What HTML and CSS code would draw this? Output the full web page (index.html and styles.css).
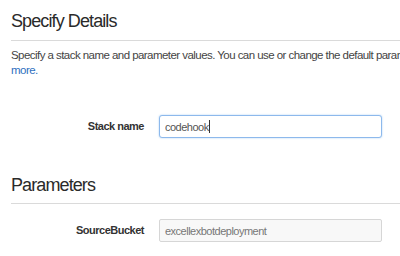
FILE: index.html
```html
<!DOCTYPE html>
<html>
<head>
<meta charset="utf-8" />
<title>Specify Details</title>
<link rel="stylesheet" href="styles.css">
</head>
<body>
<div class="page">
    <h2 class="title">Specify Details</h2>
    <p class="intro">Specify a stack name and parameter values. You can use or change the default parameters. <a href="#">Learn<br />more.</a></p>

    <div class="row row-first">
        <label class="label" for="stackName">Stack name</label>
        <span class="field-wrap">
            <input class="field field-focus" id="stackName" type="text" value="codehook" />
            <span class="caret"></span>
        </span>
    </div>

    <h2 class="title title-params">Parameters</h2>

    <div class="row">
        <label class="label" for="sourceBucket">SourceBucket</label>
        <input class="field field-off" id="sourceBucket" type="text" value="excellexbotdeployment" readonly />
    </div>
</div>
</body>
</html>
```

FILE: styles.css
```css
*{ margin:0; padding:0; box-sizing:border-box;}
html, body{ background:#fff; overflow:hidden;}
body{ font-family:"Liberation Sans", Arial, sans-serif; color:#444;}
.page{ width:580px; padding-left:11px;}

.title{ font-size:18px; line-height:20px; font-weight:normal; color:#2a2a2a; letter-spacing:-0.9px; margin-top:11px; padding-bottom:9px; border-bottom:1px solid #dadada;}
.title-params{ margin-top:37px; padding-bottom:8px;}

.intro{ font-size:11.5px; line-height:15px; letter-spacing:-0.55px; margin-top:7px; color:#444; white-space:nowrap;}
.intro a{ color:#2e6fc0; text-decoration:none;}

.row{ display:flex; align-items:center; gap:15px; margin-top:15px;}
.row-first{ margin-top:37px;}
.label{ width:133px; text-align:right; font-size:11px; line-height:23px; font-weight:bold; letter-spacing:-0.5px; color:#333;}
.field-wrap{ position:relative; display:block;}
.field{ display:block; width:223px; height:23px; padding:0 5px; font-family:"Liberation Sans", Arial, sans-serif; font-size:11px; letter-spacing:-0.5px; border-radius:3px; outline:none;}
.field-focus{ border:1px solid #8db9ec; box-shadow:0 0 2px #a9cdf4; color:#555; background:#fff;}
.field-off{ border:1px solid #d6d6d6; background:#f8f8f8; color:#777; border-radius:2px;}
.caret{ position:absolute; left:50px; top:5px; width:1px; height:13px; background:#333;}
```
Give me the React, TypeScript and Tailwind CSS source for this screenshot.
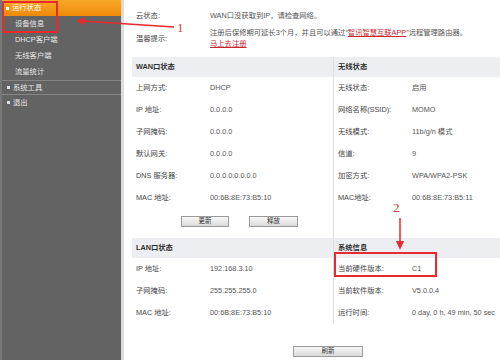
+ + + + + + +
Show all lines from the data above in which the word "this" appears.

What HTML and CSS code would draw this? Output the full web page (index.html and styles.css).
Give me the React, TypeScript and Tailwind CSS source for this screenshot.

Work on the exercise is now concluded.